WHAT THIS TASK INVOLVES. Quote all lines below exactly. Images stay out.
------ AVAILABLE DATA
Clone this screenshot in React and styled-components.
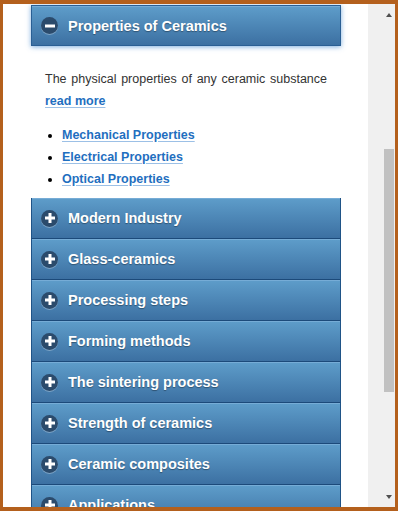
import React from 'react'
import styled, { createGlobalStyle } from 'styled-components'

const Global = createGlobalStyle`
html, body {
  margin: 0;
  padding: 0;
  width: 400px;
  height: 512px;
  overflow: hidden;
  background: #fff;
}
* { box-sizing: border-box; }
`

const Frame = styled.div`
width: 398px;
height: 511px;
border-top: 4px solid #b4601d;
border-left: 3px solid #b4601d;
border-right: 3px solid #b4601d;
border-bottom: 4px solid #b4601d;
display: flex;
overflow: hidden;
background: #fff;
`

const Page = styled.div`
flex: 1;
overflow: hidden;
padding: 1px 27px 0 28px;
font-family: "Liberation Sans", Arial, sans-serif;
`

const Scrollbar = styled.div`
width: 27px;
background: #f0f0f0;
display: flex;
flex-direction: column;
align-items: flex-end;
padding: 0 1px 0 0;
position: relative;
`

const Arrow = styled.div`
width: 10px;
height: 17px;
display: flex;
align-items: center;
justify-content: center;
margin-top: ${p => p.$down ? 'auto' : '2px'};
margin-bottom: ${p => p.$down ? '2px' : '0'};
&::after {
  content: '';
  border-left: 3.5px solid transparent;
  border-right: 3.5px solid transparent;
  ${p => p.$down ? 'border-top: 4px solid #505050;' : 'border-bottom: 4px solid #505050;'}
}
`

const Thumb = styled.div`
position: absolute;
right: 1px;
top: 145px;
width: 10px;
height: 243px;
background: #c1c1c1;
`

const Header = styled.div`
height: 41px;
display: flex;
align-items: center;
padding-left: 9px;
background: linear-gradient(#5e9dca, #3c70a2);
border-left: 1px solid #1f5387;
border-right: 1px solid #1f5387;
border-bottom: 1px solid #1c4a7a;
box-shadow: inset 0 1px 0 #76acd6;
color: #fff;
font-weight: bold;
font-size: 14.5px;
text-shadow: 0 1px 1px rgba(0, 0, 0, 0.35);
position: relative;
${p => p.$open && `
  border: 1px solid #2a5f94;
  box-shadow: inset 0 1px 0 #76acd6, 0 1px 5px rgba(70, 140, 210, 0.7);
  z-index: 1;
`}
`

const Icon = styled.span`
width: 17px;
height: 17px;
border-radius: 50%;
background: #2b4b6c;
box-shadow: 0 1px 0 rgba(255, 255, 255, 0.3);
position: relative;
margin-right: 10px;
flex-shrink: 0;
&::before, &::after {
  content: '';
  position: absolute;
  background: #fff;
  left: 50%;
  top: 50%;
}
&::before {
  width: 10px;
  height: 3px;
  transform: translate(-50%, -50%);
}
&::after {
  width: 3px;
  height: 10px;
  transform: translate(-50%, -50%);
  display: ${p => p.$open ? 'none' : 'block'};
}
`

const Panel = styled.div`
padding: 22px 14px 8px;
color: #333;
font-size: 12.5px;
line-height: 22px;
`

const Text = styled.div`
margin: 0 0 12px;
`

const Sentence = styled.span`
display: block;
text-align: justify;
text-align-last: justify;
white-space: nowrap;
`

const Link = styled.a`
color: #1f6fc0;
font-weight: bold;
text-decoration: underline;
text-decoration-color: #9cc0e6;
text-underline-offset: 2px;
`

const List = styled.ul`
margin: 0;
padding-left: 17px;
li::marker { color: #000; }
`

const sections = [
  'Modern Industry',
  'Glass-ceramics',
  'Processing steps',
  'Forming methods',
  'The sintering process',
  'Strength of ceramics',
  'Ceramic composites',
  'Applications',
]

export default function App() {
  return (
    <>
      <Global />
      <Frame>
        <Page>
          <Header $open>
            <Icon $open />
            Properties of Ceramics
          </Header>
          <Panel>
            <Text>
              <Sentence>The physical properties of any ceramic substance</Sentence>
              <Link href="#more">read more</Link>
            </Text>
            <List>
              <li><Link href="#m">Mechanical Properties</Link></li>
              <li><Link href="#e">Electrical Properties</Link></li>
              <li><Link href="#o">Optical Properties</Link></li>
            </List>
          </Panel>
          {sections.map(s => (
            <Header key={s}>
              <Icon />
              {s}
            </Header>
          ))}
        </Page>
        <Scrollbar>
          <Arrow />
          <Thumb />
          <Arrow $down />
        </Scrollbar>
      </Frame>
    </>
  )
}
------------
COMPLETE RESPONSE.
Clone this screenshot in React and styled-components.
import React from 'react'
import styled, { createGlobalStyle } from 'styled-components'

const Global = createGlobalStyle`
html, body {
  margin: 0;
  padding: 0;
  width: 400px;
  height: 512px;
  overflow: hidden;
  background: #fff;
}
* { box-sizing: border-box; }
`

const Frame = styled.div`
width: 398px;
height: 511px;
border-top: 4px solid #b4601d;
border-left: 3px solid #b4601d;
border-right: 3px solid #b4601d;
border-bottom: 4px solid #b4601d;
display: flex;
overflow: hidden;
background: #fff;
`

const Page = styled.div`
flex: 1;
overflow: hidden;
padding: 1px 27px 0 28px;
font-family: "Liberation Sans", Arial, sans-serif;
`

const Scrollbar = styled.div`
width: 27px;
background: #f0f0f0;
display: flex;
flex-direction: column;
align-items: flex-end;
padding: 0 1px 0 0;
position: relative;
`

const Arrow = styled.div`
width: 10px;
height: 17px;
display: flex;
align-items: center;
justify-content: center;
margin-top: ${p => p.$down ? 'auto' : '2px'};
margin-bottom: ${p => p.$down ? '2px' : '0'};
&::after {
  content: '';
  border-left: 3.5px solid transparent;
  border-right: 3.5px solid transparent;
  ${p => p.$down ? 'border-top: 4px solid #505050;' : 'border-bottom: 4px solid #505050;'}
}
`

const Thumb = styled.div`
position: absolute;
right: 1px;
top: 145px;
width: 10px;
height: 243px;
background: #c1c1c1;
`

const Header = styled.div`
height: 41px;
display: flex;
align-items: center;
padding-left: 9px;
background: linear-gradient(#5e9dca, #3c70a2);
border-left: 1px solid #1f5387;
border-right: 1px solid #1f5387;
border-bottom: 1px solid #1c4a7a;
box-shadow: inset 0 1px 0 #76acd6;
color: #fff;
font-weight: bold;
font-size: 14.5px;
text-shadow: 0 1px 1px rgba(0, 0, 0, 0.35);
position: relative;
${p => p.$open && `
  border: 1px solid #2a5f94;
  box-shadow: inset 0 1px 0 #76acd6, 0 1px 5px rgba(70, 140, 210, 0.7);
  z-index: 1;
`}
`

const Icon = styled.span`
width: 17px;
height: 17px;
border-radius: 50%;
background: #2b4b6c;
box-shadow: 0 1px 0 rgba(255, 255, 255, 0.3);
position: relative;
margin-right: 10px;
flex-shrink: 0;
&::before, &::after {
  content: '';
  position: absolute;
  background: #fff;
  left: 50%;
  top: 50%;
}
&::before {
  width: 10px;
  height: 3px;
  transform: translate(-50%, -50%);
}
&::after {
  width: 3px;
  height: 10px;
  transform: translate(-50%, -50%);
  display: ${p => p.$open ? 'none' : 'block'};
}
`

const Panel = styled.div`
padding: 22px 14px 8px;
color: #333;
font-size: 12.5px;
line-height: 22px;
`

const Text = styled.div`
margin: 0 0 12px;
`

const Sentence = styled.span`
display: block;
text-align: justify;
text-align-last: justify;
white-space: nowrap;
`

const Link = styled.a`
color: #1f6fc0;
font-weight: bold;
text-decoration: underline;
text-decoration-color: #9cc0e6;
text-underline-offset: 2px;
`

const List = styled.ul`
margin: 0;
padding-left: 17px;
li::marker { color: #000; }
`

const sections = [
  'Modern Industry',
  'Glass-ceramics',
  'Processing steps',
  'Forming methods',
  'The sintering process',
  'Strength of ceramics',
  'Ceramic composites',
  'Applications',
]

export default function App() {
  return (
    <>
      <Global />
      <Frame>
        <Page>
          <Header $open>
            <Icon $open />
            Properties of Ceramics
          </Header>
          <Panel>
            <Text>
              <Sentence>The physical properties of any ceramic substance</Sentence>
              <Link href="#more">read more</Link>
            </Text>
            <List>
              <li><Link href="#m">Mechanical Properties</Link></li>
              <li><Link href="#e">Electrical Properties</Link></li>
              <li><Link href="#o">Optical Properties</Link></li>
            </List>
          </Panel>
          {sections.map(s => (
            <Header key={s}>
              <Icon />
              {s}
            </Header>
          ))}
        </Page>
        <Scrollbar>
          <Arrow />
          <Thumb />
          <Arrow $down />
        </Scrollbar>
      </Frame>
    </>
  )
}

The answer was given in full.